## BEGIN Data lines

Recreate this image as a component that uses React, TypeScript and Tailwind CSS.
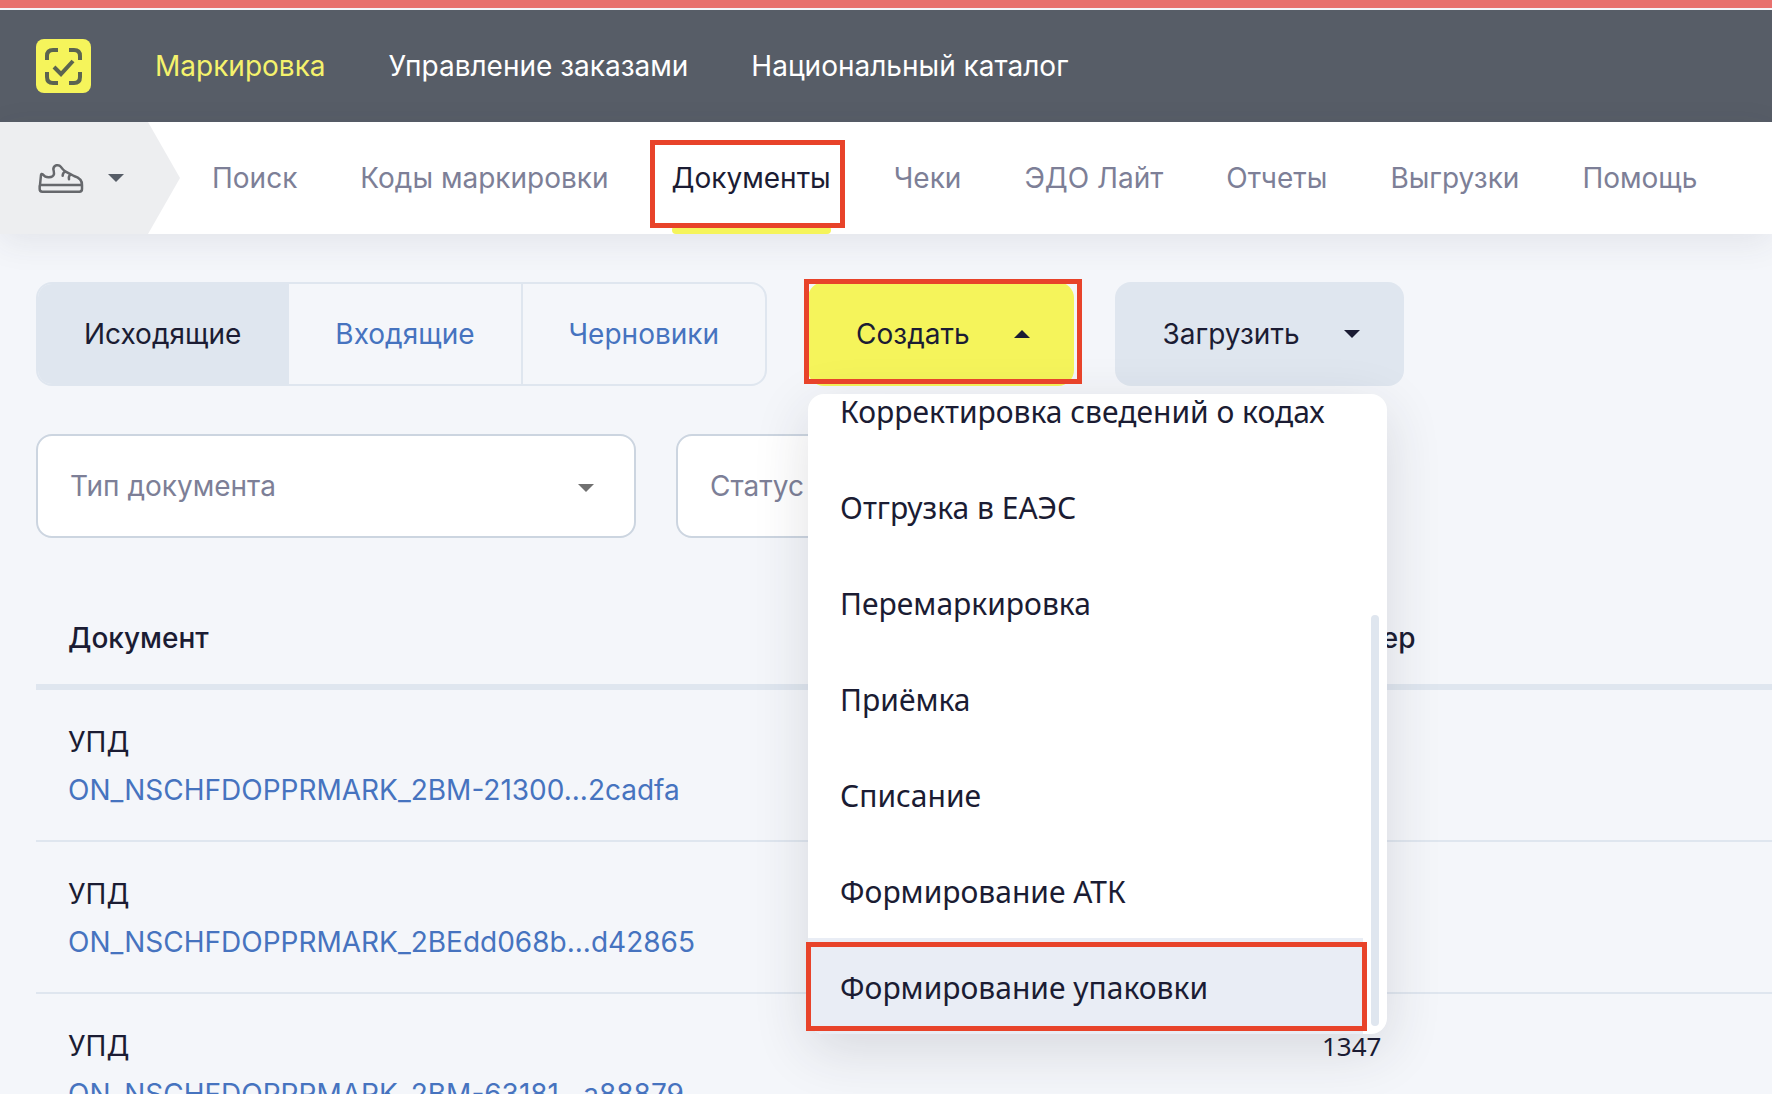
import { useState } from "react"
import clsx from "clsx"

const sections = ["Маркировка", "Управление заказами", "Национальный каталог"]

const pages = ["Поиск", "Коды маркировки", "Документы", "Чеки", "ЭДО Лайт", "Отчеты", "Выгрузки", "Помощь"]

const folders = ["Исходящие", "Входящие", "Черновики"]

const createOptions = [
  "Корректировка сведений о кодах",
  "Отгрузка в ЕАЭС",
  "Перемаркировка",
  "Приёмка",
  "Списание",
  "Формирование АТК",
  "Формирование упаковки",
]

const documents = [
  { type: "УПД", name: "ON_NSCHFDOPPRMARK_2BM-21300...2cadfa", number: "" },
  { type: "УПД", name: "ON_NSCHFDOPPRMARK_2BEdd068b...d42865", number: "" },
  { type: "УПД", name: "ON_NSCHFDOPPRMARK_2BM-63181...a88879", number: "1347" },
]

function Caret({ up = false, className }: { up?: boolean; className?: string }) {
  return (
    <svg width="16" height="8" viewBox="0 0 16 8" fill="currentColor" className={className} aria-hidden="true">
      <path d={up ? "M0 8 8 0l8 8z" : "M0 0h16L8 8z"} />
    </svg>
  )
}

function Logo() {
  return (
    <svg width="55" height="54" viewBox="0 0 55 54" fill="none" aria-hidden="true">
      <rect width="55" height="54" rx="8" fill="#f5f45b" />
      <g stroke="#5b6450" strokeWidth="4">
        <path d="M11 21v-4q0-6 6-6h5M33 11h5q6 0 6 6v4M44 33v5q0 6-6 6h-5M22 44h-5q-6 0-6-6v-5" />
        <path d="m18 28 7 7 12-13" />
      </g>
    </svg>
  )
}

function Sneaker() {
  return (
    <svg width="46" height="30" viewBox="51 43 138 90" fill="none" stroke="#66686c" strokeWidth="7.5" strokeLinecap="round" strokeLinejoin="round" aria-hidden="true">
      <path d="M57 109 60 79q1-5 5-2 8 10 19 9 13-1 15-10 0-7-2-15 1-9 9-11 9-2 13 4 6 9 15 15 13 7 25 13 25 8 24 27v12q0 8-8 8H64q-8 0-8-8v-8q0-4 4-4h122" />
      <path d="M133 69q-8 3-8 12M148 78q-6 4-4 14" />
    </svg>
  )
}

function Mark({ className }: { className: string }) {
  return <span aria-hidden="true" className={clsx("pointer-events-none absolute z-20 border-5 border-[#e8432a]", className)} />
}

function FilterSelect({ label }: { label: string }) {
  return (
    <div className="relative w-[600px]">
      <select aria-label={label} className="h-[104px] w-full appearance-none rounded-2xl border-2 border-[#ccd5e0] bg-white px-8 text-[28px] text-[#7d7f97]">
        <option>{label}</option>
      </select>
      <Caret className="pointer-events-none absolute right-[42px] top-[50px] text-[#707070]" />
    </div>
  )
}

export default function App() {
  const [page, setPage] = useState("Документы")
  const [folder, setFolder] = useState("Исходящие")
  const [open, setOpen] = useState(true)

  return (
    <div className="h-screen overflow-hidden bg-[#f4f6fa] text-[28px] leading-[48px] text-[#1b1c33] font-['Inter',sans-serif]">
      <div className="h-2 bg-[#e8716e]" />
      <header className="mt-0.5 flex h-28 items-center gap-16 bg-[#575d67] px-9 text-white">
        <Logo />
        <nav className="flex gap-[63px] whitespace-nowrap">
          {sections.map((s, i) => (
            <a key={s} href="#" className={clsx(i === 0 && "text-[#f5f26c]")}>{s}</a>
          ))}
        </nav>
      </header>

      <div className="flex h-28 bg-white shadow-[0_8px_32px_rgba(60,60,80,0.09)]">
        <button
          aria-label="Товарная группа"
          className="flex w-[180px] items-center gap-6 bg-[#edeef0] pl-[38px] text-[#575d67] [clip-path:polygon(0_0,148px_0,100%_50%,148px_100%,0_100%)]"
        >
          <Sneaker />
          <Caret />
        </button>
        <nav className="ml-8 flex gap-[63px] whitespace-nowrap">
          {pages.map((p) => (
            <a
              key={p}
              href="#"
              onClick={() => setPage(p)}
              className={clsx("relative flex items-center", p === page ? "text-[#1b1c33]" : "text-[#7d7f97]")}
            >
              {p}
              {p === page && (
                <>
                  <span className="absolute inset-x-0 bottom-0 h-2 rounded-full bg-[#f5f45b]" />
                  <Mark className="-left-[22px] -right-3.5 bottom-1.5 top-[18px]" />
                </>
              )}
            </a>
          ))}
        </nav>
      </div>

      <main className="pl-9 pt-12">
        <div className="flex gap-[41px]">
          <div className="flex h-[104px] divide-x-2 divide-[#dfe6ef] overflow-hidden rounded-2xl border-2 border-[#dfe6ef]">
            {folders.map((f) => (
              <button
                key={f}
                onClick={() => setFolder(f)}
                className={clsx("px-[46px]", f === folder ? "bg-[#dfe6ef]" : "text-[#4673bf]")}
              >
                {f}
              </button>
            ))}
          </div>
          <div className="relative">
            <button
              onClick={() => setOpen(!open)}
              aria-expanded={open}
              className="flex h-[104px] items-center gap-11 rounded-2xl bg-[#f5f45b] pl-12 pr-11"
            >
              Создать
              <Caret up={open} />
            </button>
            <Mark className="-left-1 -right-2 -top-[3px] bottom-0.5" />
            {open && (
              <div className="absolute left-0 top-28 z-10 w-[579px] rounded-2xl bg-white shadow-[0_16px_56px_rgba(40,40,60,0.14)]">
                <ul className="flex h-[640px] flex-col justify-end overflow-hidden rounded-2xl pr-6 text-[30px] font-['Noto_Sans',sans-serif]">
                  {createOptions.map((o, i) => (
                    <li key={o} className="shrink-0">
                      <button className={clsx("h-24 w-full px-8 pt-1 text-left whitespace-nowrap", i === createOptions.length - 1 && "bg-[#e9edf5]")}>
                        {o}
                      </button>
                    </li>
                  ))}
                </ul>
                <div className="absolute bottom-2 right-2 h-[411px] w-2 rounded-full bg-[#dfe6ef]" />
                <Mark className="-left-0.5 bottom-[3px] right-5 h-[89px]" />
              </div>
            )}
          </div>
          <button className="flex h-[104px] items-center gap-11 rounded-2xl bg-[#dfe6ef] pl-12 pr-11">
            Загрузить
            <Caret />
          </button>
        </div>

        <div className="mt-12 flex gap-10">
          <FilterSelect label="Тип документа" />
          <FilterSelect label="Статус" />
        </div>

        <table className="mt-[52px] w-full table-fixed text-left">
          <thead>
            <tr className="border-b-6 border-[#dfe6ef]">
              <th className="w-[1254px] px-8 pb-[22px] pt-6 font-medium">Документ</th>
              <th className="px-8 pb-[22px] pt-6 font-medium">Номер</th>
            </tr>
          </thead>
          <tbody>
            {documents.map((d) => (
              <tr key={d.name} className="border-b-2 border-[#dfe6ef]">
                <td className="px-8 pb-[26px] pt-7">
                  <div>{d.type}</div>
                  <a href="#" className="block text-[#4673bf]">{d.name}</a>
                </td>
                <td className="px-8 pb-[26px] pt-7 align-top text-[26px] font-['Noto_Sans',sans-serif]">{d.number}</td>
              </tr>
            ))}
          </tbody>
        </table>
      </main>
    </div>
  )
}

## END Data lines

Extract every line of the data exactly; pictures stay out.

## Written answer
Recreate this image as a component that uses React, TypeScript and Tailwind CSS.
import { useState } from "react"
import clsx from "clsx"

const sections = ["Маркировка", "Управление заказами", "Национальный каталог"]

const pages = ["Поиск", "Коды маркировки", "Документы", "Чеки", "ЭДО Лайт", "Отчеты", "Выгрузки", "Помощь"]

const folders = ["Исходящие", "Входящие", "Черновики"]

const createOptions = [
  "Корректировка сведений о кодах",
  "Отгрузка в ЕАЭС",
  "Перемаркировка",
  "Приёмка",
  "Списание",
  "Формирование АТК",
  "Формирование упаковки",
]

const documents = [
  { type: "УПД", name: "ON_NSCHFDOPPRMARK_2BM-21300...2cadfa", number: "" },
  { type: "УПД", name: "ON_NSCHFDOPPRMARK_2BEdd068b...d42865", number: "" },
  { type: "УПД", name: "ON_NSCHFDOPPRMARK_2BM-63181...a88879", number: "1347" },
]

function Caret({ up = false, className }: { up?: boolean; className?: string }) {
  return (
    <svg width="16" height="8" viewBox="0 0 16 8" fill="currentColor" className={className} aria-hidden="true">
      <path d={up ? "M0 8 8 0l8 8z" : "M0 0h16L8 8z"} />
    </svg>
  )
}

function Logo() {
  return (
    <svg width="55" height="54" viewBox="0 0 55 54" fill="none" aria-hidden="true">
      <rect width="55" height="54" rx="8" fill="#f5f45b" />
      <g stroke="#5b6450" strokeWidth="4">
        <path d="M11 21v-4q0-6 6-6h5M33 11h5q6 0 6 6v4M44 33v5q0 6-6 6h-5M22 44h-5q-6 0-6-6v-5" />
        <path d="m18 28 7 7 12-13" />
      </g>
    </svg>
  )
}

function Sneaker() {
  return (
    <svg width="46" height="30" viewBox="51 43 138 90" fill="none" stroke="#66686c" strokeWidth="7.5" strokeLinecap="round" strokeLinejoin="round" aria-hidden="true">
      <path d="M57 109 60 79q1-5 5-2 8 10 19 9 13-1 15-10 0-7-2-15 1-9 9-11 9-2 13 4 6 9 15 15 13 7 25 13 25 8 24 27v12q0 8-8 8H64q-8 0-8-8v-8q0-4 4-4h122" />
      <path d="M133 69q-8 3-8 12M148 78q-6 4-4 14" />
    </svg>
  )
}

function Mark({ className }: { className: string }) {
  return <span aria-hidden="true" className={clsx("pointer-events-none absolute z-20 border-5 border-[#e8432a]", className)} />
}

function FilterSelect({ label }: { label: string }) {
  return (
    <div className="relative w-[600px]">
      <select aria-label={label} className="h-[104px] w-full appearance-none rounded-2xl border-2 border-[#ccd5e0] bg-white px-8 text-[28px] text-[#7d7f97]">
        <option>{label}</option>
      </select>
      <Caret className="pointer-events-none absolute right-[42px] top-[50px] text-[#707070]" />
    </div>
  )
}

export default function App() {
  const [page, setPage] = useState("Документы")
  const [folder, setFolder] = useState("Исходящие")
  const [open, setOpen] = useState(true)

  return (
    <div className="h-screen overflow-hidden bg-[#f4f6fa] text-[28px] leading-[48px] text-[#1b1c33] font-['Inter',sans-serif]">
      <div className="h-2 bg-[#e8716e]" />
      <header className="mt-0.5 flex h-28 items-center gap-16 bg-[#575d67] px-9 text-white">
        <Logo />
        <nav className="flex gap-[63px] whitespace-nowrap">
          {sections.map((s, i) => (
            <a key={s} href="#" className={clsx(i === 0 && "text-[#f5f26c]")}>{s}</a>
          ))}
        </nav>
      </header>

      <div className="flex h-28 bg-white shadow-[0_8px_32px_rgba(60,60,80,0.09)]">
        <button
          aria-label="Товарная группа"
          className="flex w-[180px] items-center gap-6 bg-[#edeef0] pl-[38px] text-[#575d67] [clip-path:polygon(0_0,148px_0,100%_50%,148px_100%,0_100%)]"
        >
          <Sneaker />
          <Caret />
        </button>
        <nav className="ml-8 flex gap-[63px] whitespace-nowrap">
          {pages.map((p) => (
            <a
              key={p}
              href="#"
              onClick={() => setPage(p)}
              className={clsx("relative flex items-center", p === page ? "text-[#1b1c33]" : "text-[#7d7f97]")}
            >
              {p}
              {p === page && (
                <>
                  <span className="absolute inset-x-0 bottom-0 h-2 rounded-full bg-[#f5f45b]" />
                  <Mark className="-left-[22px] -right-3.5 bottom-1.5 top-[18px]" />
                </>
              )}
            </a>
          ))}
        </nav>
      </div>

      <main className="pl-9 pt-12">
        <div className="flex gap-[41px]">
          <div className="flex h-[104px] divide-x-2 divide-[#dfe6ef] overflow-hidden rounded-2xl border-2 border-[#dfe6ef]">
            {folders.map((f) => (
              <button
                key={f}
                onClick={() => setFolder(f)}
                className={clsx("px-[46px]", f === folder ? "bg-[#dfe6ef]" : "text-[#4673bf]")}
              >
                {f}
              </button>
            ))}
          </div>
          <div className="relative">
            <button
              onClick={() => setOpen(!open)}
              aria-expanded={open}
              className="flex h-[104px] items-center gap-11 rounded-2xl bg-[#f5f45b] pl-12 pr-11"
            >
              Создать
              <Caret up={open} />
            </button>
            <Mark className="-left-1 -right-2 -top-[3px] bottom-0.5" />
            {open && (
              <div className="absolute left-0 top-28 z-10 w-[579px] rounded-2xl bg-white shadow-[0_16px_56px_rgba(40,40,60,0.14)]">
                <ul className="flex h-[640px] flex-col justify-end overflow-hidden rounded-2xl pr-6 text-[30px] font-['Noto_Sans',sans-serif]">
                  {createOptions.map((o, i) => (
                    <li key={o} className="shrink-0">
                      <button className={clsx("h-24 w-full px-8 pt-1 text-left whitespace-nowrap", i === createOptions.length - 1 && "bg-[#e9edf5]")}>
                        {o}
                      </button>
                    </li>
                  ))}
                </ul>
                <div className="absolute bottom-2 right-2 h-[411px] w-2 rounded-full bg-[#dfe6ef]" />
                <Mark className="-left-0.5 bottom-[3px] right-5 h-[89px]" />
              </div>
            )}
          </div>
          <button className="flex h-[104px] items-center gap-11 rounded-2xl bg-[#dfe6ef] pl-12 pr-11">
            Загрузить
            <Caret />
          </button>
        </div>

        <div className="mt-12 flex gap-10">
          <FilterSelect label="Тип документа" />
          <FilterSelect label="Статус" />
        </div>

        <table className="mt-[52px] w-full table-fixed text-left">
          <thead>
            <tr className="border-b-6 border-[#dfe6ef]">
              <th className="w-[1254px] px-8 pb-[22px] pt-6 font-medium">Документ</th>
              <th className="px-8 pb-[22px] pt-6 font-medium">Номер</th>
            </tr>
          </thead>
          <tbody>
            {documents.map((d) => (
              <tr key={d.name} className="border-b-2 border-[#dfe6ef]">
                <td className="px-8 pb-[26px] pt-7">
                  <div>{d.type}</div>
                  <a href="#" className="block text-[#4673bf]">{d.name}</a>
                </td>
                <td className="px-8 pb-[26px] pt-7 align-top text-[26px] font-['Noto_Sans',sans-serif]">{d.number}</td>
              </tr>
            ))}
          </tbody>
        </table>
      </main>
    </div>
  )
}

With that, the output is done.